See BeautifulSoup documentation for technical reference.

1. Import libraries



In [ ]:

    
# Import all the things!
import urllib.request
from datetime import *
from lxml import html
from bs4 import BeautifulSoup

2. Define scraping functions



In [ ]:

    
# Scrape all HTML from webpage.
def scrapewebpage(url):
	# Open URL and get HTML.
	web = urllib.request.urlopen(url)

	# Make sure there wasn't any errors opening the URL.
	if (web.getcode() == 200):
		html = web.read()
		return(html)
	else:
		print("Error %s reading %s" % str(web.getcode()), url)

# Helper function that scrape the webpage and turn it into soup.
def makesoup(url):
	html = scrapewebpage(url)
	return(BeautifulSoup(html, "lxml"))

3. BeautifulSoup examples

A) Find an `id`

Use find(id="name") to find the first HTML tag that has an id attribute like this: <h2 id="mp-itn-h2"></h2>



In [ ]:

    
# Scrape Wikipedia main page.
wp_soup = makesoup("https://en.wikipedia.org/wiki/Main_Page")



In [ ]:

    
# Match the <h2> tag with id the id mp-itn-h2
h2 = wp_soup.find(id="mp-itn-h2")

h2



In [ ]:

    
# Only get the text inside <h2>.
h2.get_text()

B) Find a `class`

Use find("", "name") to find the first HTML tag that has a class attribute like this: <h2 class="name"></h2>



In [ ]:

    
# Scrape Wikipedia main page.
wp_soup = makesoup("https://en.wikipedia.org/wiki/Main_Page")



In [ ]:

    
# Find the first HTML tag that has class mw-headline.
headline = wp_soup.find("", "mw-headline")

headline



In [ ]:

    
# Only get the text inside the <span>.
headline.get_text()

C) Find everything with a `class`

Use find_all("", "name") to find all HTML tags that has a class attribute like this: <h2 class="name"></h2>



In [ ]:

    
# Scrape Wikipedia main page.
wp_soup = makesoup("https://en.wikipedia.org/wiki/Main_Page")



In [ ]:

    
# Find all HTML tag that has class mw-headline.
all_headlines = wp_soup.find_all("", "mw-headline")

all_headlines



In [ ]:

    
# Now we have a list that we can use a for loop.
for headline in all_headlines:
    headline = headline.get_text()
    print(headline)

D) Find all `<h3>`

Use find_all("h3") to get all <h3> (or something else).



In [ ]:

    
# Scrape Wikipedia main page.
wp_soup = makesoup("https://en.wikipedia.org/wiki/Main_Page")



In [ ]:

    
# Find all HTML tag that has class mw-headline.
all_h3 = wp_soup.find_all("h3")

all_h3



In [ ]:

    
# Now we have a list that we can use a for loop.
for h3 in all_h3:
    h3 = h3.get_text()
    print(h3)

E) Find all column values in a table

Use for to loop through a <table> and extract all column values.



In [ ]:

    
# Scrape a Wikipedia page with a table.
champ_soup = makesoup("https://en.wikipedia.org/wiki/European_Road_Championships")



In [ ]:

    
# Find <table class="wikitable">.
table = champ_soup.find("table", "wikitable")

table



In [ ]:

    
# Go through each row and take the text from 1st and 2nd column.
rows = table.find_all('tr')
for row in rows:
    cols = row.find_all('td')
    if len(cols) > 0:
        Year = cols[0].get_text()        # Get the text in the 1st column.
        Country = cols[1].get_text()     # Get the text in the 2nd column.
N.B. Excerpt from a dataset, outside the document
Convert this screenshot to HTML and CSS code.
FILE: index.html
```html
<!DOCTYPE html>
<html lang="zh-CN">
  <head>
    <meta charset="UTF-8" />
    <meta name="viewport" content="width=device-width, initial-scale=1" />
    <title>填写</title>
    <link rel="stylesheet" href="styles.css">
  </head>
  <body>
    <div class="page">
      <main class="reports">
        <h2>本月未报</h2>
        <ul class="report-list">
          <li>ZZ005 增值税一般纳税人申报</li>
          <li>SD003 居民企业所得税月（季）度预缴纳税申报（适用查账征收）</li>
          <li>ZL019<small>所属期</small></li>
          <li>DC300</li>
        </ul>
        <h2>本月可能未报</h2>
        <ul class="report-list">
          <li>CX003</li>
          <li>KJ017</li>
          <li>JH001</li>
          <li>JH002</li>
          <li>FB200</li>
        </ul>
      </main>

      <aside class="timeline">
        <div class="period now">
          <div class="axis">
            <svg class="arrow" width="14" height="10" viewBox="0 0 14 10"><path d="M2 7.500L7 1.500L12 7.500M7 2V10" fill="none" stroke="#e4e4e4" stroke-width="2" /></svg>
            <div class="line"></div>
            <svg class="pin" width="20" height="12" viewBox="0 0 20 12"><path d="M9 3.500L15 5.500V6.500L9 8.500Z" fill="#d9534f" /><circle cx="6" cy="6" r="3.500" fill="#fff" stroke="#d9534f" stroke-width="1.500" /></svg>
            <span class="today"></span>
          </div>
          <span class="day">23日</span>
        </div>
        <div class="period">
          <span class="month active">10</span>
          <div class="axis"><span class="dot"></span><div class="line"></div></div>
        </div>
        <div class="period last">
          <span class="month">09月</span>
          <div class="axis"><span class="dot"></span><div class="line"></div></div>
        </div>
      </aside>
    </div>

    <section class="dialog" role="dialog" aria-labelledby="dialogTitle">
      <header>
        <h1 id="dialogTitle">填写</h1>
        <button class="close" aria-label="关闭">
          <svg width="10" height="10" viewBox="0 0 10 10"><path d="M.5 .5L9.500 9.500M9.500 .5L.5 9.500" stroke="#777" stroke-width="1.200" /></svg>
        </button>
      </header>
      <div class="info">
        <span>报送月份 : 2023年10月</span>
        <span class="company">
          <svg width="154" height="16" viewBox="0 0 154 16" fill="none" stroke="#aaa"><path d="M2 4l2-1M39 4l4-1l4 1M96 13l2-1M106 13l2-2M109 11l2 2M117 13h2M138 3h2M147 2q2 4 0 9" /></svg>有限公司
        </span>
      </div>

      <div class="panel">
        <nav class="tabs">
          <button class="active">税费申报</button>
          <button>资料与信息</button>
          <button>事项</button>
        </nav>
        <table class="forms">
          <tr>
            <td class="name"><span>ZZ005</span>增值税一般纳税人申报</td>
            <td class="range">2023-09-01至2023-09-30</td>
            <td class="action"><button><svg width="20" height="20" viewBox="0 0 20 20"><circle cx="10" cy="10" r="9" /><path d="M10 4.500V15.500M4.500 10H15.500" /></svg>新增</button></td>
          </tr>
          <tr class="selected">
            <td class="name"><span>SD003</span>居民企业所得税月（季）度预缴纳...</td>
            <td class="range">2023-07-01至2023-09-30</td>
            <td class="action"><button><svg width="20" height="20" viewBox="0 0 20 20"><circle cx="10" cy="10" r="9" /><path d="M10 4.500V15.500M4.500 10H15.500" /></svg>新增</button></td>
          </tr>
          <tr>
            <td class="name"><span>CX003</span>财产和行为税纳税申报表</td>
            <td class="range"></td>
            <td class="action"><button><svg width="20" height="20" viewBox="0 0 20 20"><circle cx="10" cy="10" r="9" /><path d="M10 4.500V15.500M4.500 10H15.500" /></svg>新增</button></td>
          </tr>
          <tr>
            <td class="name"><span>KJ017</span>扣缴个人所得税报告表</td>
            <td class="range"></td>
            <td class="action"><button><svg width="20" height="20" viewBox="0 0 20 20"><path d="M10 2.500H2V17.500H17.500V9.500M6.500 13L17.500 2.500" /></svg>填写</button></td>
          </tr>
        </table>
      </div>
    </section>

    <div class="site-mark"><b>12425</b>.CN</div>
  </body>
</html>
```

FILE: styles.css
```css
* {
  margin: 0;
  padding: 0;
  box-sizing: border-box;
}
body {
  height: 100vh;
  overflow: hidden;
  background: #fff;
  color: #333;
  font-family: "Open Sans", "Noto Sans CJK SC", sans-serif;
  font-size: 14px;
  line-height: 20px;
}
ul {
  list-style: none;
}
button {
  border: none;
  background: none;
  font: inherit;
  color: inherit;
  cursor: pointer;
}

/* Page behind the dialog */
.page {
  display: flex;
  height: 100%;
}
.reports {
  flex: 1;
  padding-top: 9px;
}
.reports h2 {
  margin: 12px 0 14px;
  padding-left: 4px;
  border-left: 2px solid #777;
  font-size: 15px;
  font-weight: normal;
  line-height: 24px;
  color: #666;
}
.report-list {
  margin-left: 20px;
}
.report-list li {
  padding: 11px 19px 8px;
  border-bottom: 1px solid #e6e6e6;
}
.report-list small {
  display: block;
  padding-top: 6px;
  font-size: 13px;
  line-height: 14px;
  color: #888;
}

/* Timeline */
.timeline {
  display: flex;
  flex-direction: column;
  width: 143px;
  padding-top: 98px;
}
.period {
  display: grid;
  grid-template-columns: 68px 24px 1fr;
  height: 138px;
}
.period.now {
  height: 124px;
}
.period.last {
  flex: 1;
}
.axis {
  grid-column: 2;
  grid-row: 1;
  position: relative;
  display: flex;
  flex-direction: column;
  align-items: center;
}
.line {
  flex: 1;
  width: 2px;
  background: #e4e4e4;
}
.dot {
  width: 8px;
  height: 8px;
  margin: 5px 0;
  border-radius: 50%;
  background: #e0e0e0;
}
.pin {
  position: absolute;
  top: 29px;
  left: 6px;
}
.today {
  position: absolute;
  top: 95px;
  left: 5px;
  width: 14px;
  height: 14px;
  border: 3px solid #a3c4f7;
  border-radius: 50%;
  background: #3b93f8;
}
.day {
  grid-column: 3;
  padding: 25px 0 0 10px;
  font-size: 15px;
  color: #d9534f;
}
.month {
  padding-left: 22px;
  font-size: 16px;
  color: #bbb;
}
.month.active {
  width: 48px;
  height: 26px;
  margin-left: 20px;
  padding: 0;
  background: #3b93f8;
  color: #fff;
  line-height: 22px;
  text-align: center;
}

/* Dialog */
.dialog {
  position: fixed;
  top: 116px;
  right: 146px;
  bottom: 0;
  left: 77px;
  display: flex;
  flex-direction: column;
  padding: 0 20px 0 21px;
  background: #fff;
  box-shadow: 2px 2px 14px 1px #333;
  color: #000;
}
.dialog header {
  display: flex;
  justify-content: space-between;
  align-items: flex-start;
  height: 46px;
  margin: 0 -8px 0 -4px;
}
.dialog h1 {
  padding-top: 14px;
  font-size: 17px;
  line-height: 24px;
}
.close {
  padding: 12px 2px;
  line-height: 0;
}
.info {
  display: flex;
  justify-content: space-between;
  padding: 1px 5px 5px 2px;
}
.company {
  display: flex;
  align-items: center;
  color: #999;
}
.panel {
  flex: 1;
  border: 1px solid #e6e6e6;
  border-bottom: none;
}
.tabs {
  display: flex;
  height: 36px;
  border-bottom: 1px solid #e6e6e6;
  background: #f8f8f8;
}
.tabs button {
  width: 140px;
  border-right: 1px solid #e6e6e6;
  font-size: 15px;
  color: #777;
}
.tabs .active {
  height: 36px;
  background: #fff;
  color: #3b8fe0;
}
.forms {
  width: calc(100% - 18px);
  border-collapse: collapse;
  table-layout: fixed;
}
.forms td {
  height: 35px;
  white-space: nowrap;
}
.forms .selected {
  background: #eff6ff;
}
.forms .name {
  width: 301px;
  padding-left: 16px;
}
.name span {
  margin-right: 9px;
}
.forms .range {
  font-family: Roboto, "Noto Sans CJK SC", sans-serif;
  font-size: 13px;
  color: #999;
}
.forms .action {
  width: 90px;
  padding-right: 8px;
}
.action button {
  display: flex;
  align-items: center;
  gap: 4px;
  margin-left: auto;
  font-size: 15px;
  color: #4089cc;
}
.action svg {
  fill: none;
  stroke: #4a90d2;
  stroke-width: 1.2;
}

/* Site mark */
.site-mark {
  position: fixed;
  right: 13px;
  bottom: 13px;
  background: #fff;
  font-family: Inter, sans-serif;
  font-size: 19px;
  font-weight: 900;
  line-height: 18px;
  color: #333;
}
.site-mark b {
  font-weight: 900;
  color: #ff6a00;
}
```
        print(Year + " " + Country)

F) Find a specific cell value in a table

Use this if you know the row and column of the <table> of the information you want to extract.



In [ ]:

    
table = champ_soup.find("table", "wikitable")

# Get cell value from row 5, column 1.
cell = table.find_all('tr')[5].find_all('td')[1].get_text()

cell

G) Find nested things

Use this if you want to find things that are nested inside each oher.



In [ ]:

    
# Scrape Wikipedia main page.
wp_soup = makesoup("https://en.wikipedia.org/wiki/Main_Page")



In [ ]:

    
# Find <table class="mp-middle">.
middle_table = wp_soup.find("table", id="mp-middle")

# In the <table>, find <h2>.
h2 = middle_table.find("h2")

h2



In [ ]:

    
# Only get the text inside the <h2>.
h2.get_text()